Ne yazık ki ben yokum. Artık fragmanını seyrederek bu isteğimi tatmin ederim. Keith Richards sete geldiğinde kendisine saygılarımı sunmak isterim. Onunla aynı filmde yer almaktan gurur duyuyorum. Umarım geçirmiş olduğu kaza, onun bu filmde oynamasını engellemez. Ayrıca Johnny’nin de büyük bir Rolling Stones hayranı olduğunu biliyorum. Kaldı ki ben de hayatım boyunca Rolling Stones müziğini sevdim. Keith Richards benim favori gitaristimdir. Umarım bu filmde oynar.

“Pirates 3”ten çekilmesi gereken sahneler var mı?

Evet, herkes sete geri dönecek. Yapılması gereken çok şey var. Bu yüzden oyuncu ve ekiplerin birçoğu geri dönmek zorunda kalacak. Ancak sanıyorum Karayiplerde çekilmesi gereken bir şey kalmadı. Daha çok iç mekan çekimleri yapılacak.

Oynadığınız karakter aksiyon sahnelerinde de yer alıyor mu?

Evet, oldukça fazla aksiyon sahnesinde oynuyorum. Kılıçlar ve herşey… Bunları daha önce de biraz yaptığım için çok keyifli oldu.

Kendinizi Davy Jones imajıyla görmek nasıl bir duygu?

Kendimi böyle görmek gerçekten olağanüstü bir şey… Çılgınca diyebilirim. Yüzüme yerleştirilen solungaçların canlı olması sebebiyle yüzüm her yöne doğru hareket edebiliyordu. Tek kelimeyle büyüleyici olduğunu söyleyebilirim. Başlangıçta baş hareketlerimi ayarlamakta biraz zorlandım ama sonrasında böyle bir imajla dolaşmak hoşuma bile gitti.

Filmden ilk görüntüleri izleme fırsatı bulabildiniz mi?

Şurasından burasından küçük parçalar halinde gördüm. Kendimi aptal görünümlü gri pijamalarımla bu rolü yaparken gördüm. İlk anda budalaca gibi göründü ama film karelerinde nasıl duracağını merak ediyorum. Umarım izleyici bu imajı beğenir.
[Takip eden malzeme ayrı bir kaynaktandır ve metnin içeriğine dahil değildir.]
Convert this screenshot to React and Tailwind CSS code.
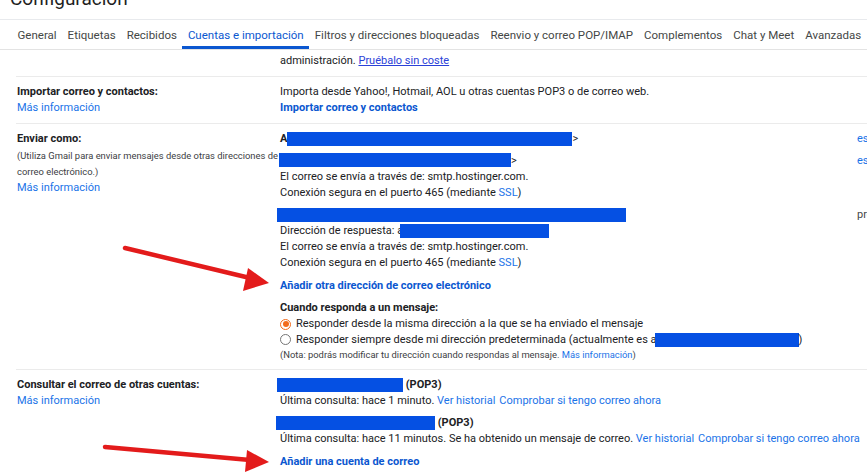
const tabs = [
  'General',
  'Etiquetas',
  'Recibidos',
  'Cuentas e importación',
  'Filtros y direcciones bloqueadas',
  'Reenvio y correo POP/IMAP',
  'Complementos',
  'Chat y Meet',
  'Avanzadas',
];

const Redact = ({ className = '' }) => (
  <span className={`inline-block h-[14px] bg-[#0550e3] align-middle ${className}`} />
);

const Link = ({ children, className = '' }) => (
  <span className={`text-[#1a73e8] cursor-pointer ${className}`}>{children}</span>
);

// red annotation arrows drawn over the page
const Arrows = () => (
  <svg className="absolute left-0 top-0 pointer-events-none" width="867" height="475" viewBox="0 0 867 475">
    <line x1="125" y1="248" x2="250" y2="278" stroke="#e31b1b" strokeWidth="4.5" strokeLinecap="round" />
    <polygon points="248,268 243,291 269,283" fill="#e31b1b" />
    <line x1="105" y1="447" x2="250" y2="460" stroke="#e31b1b" strokeWidth="4.5" strokeLinecap="round" />
    <polygon points="247,450 245,472 269,462" fill="#e31b1b" />
  </svg>
);

export default function App() {
  return (
    <div className="relative w-[867px] h-[475px] overflow-hidden bg-white text-[#202124] text-[11px] leading-[16px] [font-family:Roboto,'Liberation_Sans',sans-serif]">
      {/* title, mostly scrolled out of view */}
      <div className="h-[20px] overflow-hidden border-b border-[#e8eaed]">
        <div className="-mt-[13px] pl-[10px] text-[19px] leading-[24px] text-[#1f1f1f]">Configuración</div>
      </div>

      {/* tabs */}
      <div className="flex h-[30px] pl-[12px] border-b border-[#e3e3e3] whitespace-nowrap">
        {tabs.map((t) => {
          const active = t === 'Cuentas e importación';
          return (
            <div
              key={t}
              className={`flex items-center px-[5.5px] pt-[3px] border-b-[3px] text-[11.5px] ${
                active ? 'border-[#0b57d0] text-[#0b57d0]' : 'border-transparent text-[#444746]'
              }`}
            >
              {t}
            </div>
          );
        })}
      </div>

      {/* cut-off row */}
      <div className="h-[26px] pl-[280px] pt-[3px]">
        administración. <span className="text-[#2a41d8] underline">Pruébalo sin coste</span>
      </div>

      {/* importar */}
      <div className="ml-[16px] border-t border-[#ebebeb] flex pl-[1px] pt-[7px] pb-[7px]">
        <div className="w-[263px]">
          <div className="font-bold">Importar correo y contactos:</div>
          <Link>Más información</Link>
        </div>
        <div className="w-[577px]">
          <div>Importa desde Yahoo!, Hotmail, AOL u otras cuentas POP3 o de correo web.</div>
          <div className="font-bold text-[#0b57d0]">Importar correo y contactos</div>
        </div>
      </div>

      {/* enviar como */}
      <div className="ml-[16px] border-t border-[#ebebeb] flex pl-[1px] pt-[7px] pb-[7px]">
        <div className="w-[263px] shrink-0">
          <div className="font-bold">Enviar como:</div>
          <div className="text-[9.4px] text-[#3c4043] whitespace-nowrap mt-[1px]">
            (Utiliza Gmail para enviar mensajes desde otras direcciones de
            <br />
            correo electrónico.)
          </div>
          <Link>Más información</Link>
        </div>
        <div className="shrink-0">
          <div className="flex mb-[6px]">
            <div className="w-[577px] whitespace-nowrap">
              <span className="font-bold">A</span>
              <Redact className="w-[285px]" />
              &gt;
            </div>
            <Link className="whitespace-nowrap">establecer como predeterminada</Link>
          </div>
          <div className="flex mb-[6px]">
            <div className="w-[577px] whitespace-nowrap">
              <div className="-ml-[1px]">
                <Redact className="w-[232px] -mt-[2px]" />
                &gt;
              </div>
              <div>El correo se envía a través de: smtp.hostinger.com.</div>
              <div>
                Conexión segura en el puerto 465 (mediante <Link>SSL</Link>)
              </div>
            </div>
            <Link className="whitespace-nowrap">establecer como predeterminada</Link>
          </div>
          <div className="flex mb-[7px]">
            <div className="w-[577px] whitespace-nowrap">
              <div className="-ml-[3px]">
                <Redact className="w-[349px]" />
              </div>
              <div>
                Dirección de respuesta: a<Redact className="w-[149px] -ml-[3px]" />
              </div>
              <div>El correo se envía a través de: smtp.hostinger.com.</div>
              <div>
                Conexión segura en el puerto 465 (mediante <Link>SSL</Link>)
              </div>
            </div>
            <span className="whitespace-nowrap text-[#444746]">predeterminada</span>
          </div>
          <div className="font-bold text-[#0b57d0] mb-[6px]">Añadir otra dirección de correo electrónico</div>
          <div className="font-bold">Cuando responda a un mensaje:</div>
          <div className="flex items-center h-[16px]">
            <span className="w-[11px] h-[11px] mr-[5px] rounded-full border border-[#f26b1d] flex items-center justify-center">
              <span className="w-[6px] h-[6px] rounded-full bg-[#f26b1d]" />
            </span>
            Responder desde la misma dirección a la que se ha enviado el mensaje
          </div>
          <div className="flex items-center whitespace-nowrap h-[15px]">
            <span className="w-[11px] h-[11px] mr-[5px] rounded-full border border-[#757575]" />
            Responder siempre desde mi dirección predeterminada (actualmente es a
            <Redact className="w-[144px] -ml-[2px]" />)
          </div>
          <div className="text-[9.4px] leading-[15px] text-[#3c4043]">
            (Nota: podrás modificar tu dirección cuando respondas al mensaje. <Link>Más información</Link>)
          </div>
        </div>
      </div>

      {/* consultar */}
      <div className="ml-[16px] border-t border-[#ebebeb] flex pl-[1px] pt-[7px]">
        <div className="w-[263px] shrink-0">
          <div className="font-bold">Consultar el correo de otras cuentas:</div>
          <Link>Más información</Link>
        </div>
        <div className="whitespace-nowrap">
          <div className="-ml-[3px]">
            <Redact className="w-[126px]" /> <span className="font-bold">(POP3)</span>
          </div>
          <div className="mb-[6px]">
            Última consulta: hace 1 minuto. <Link>Ver historial</Link>
            <Link className="ml-[4px]">Comprobar si tengo correo ahora</Link>
          </div>
          <div className="-ml-[4px]">
            <Redact className="w-[159px]" /> <span className="font-bold">(POP3)</span>
          </div>
          <div className="mb-[7px]">
            Última consulta: hace 11 minutos. Se ha obtenido un mensaje de correo. <Link>Ver historial</Link>
            <Link className="ml-[4px]">Comprobar si tengo correo ahora</Link>
          </div>
          <div className="font-bold text-[#0b57d0]">Añadir una cuenta de correo</div>
        </div>
      </div>

      <Arrows />
    </div>
  );
}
Karayiplerdeki çekimler sırasında eşiniz de ziyarete geldi mi?

Hayır. O sıralarda turnedeydi. Bu yüzden gelmesi mümkün olmadı. Ancak birbirimizi uzun süreler görmemeye zaten alıştık. Problem olmadı.

Jerry Bruckheimer ile çalışmak nasıldı?

İşine yürekten bağlı, çekimin her aşamasına tam olarak hakim bir yapımcı olduğunu gördüm. Her zaman cesaretlendirici tavırlar sergiledi. Bu film için birinci sınıf bir ekibi bir araya getirdi. İlk filmin çok büyük başarı elde etmesi sebebiyle birinci sınıf ekiple çalışmak onun en doğal hakkıydı.

Bu filmi diğer çalışmalarınızla kıyaslarsanız ne söylersiniz?

Bu tamamen kendi sınıfında bir filmdir. Kendi kategorisinin tek filmi olduğunu söyleyebilirim. Dayanılması imkansız bir cazibesi vardı. Dayanamadım ve yaptım.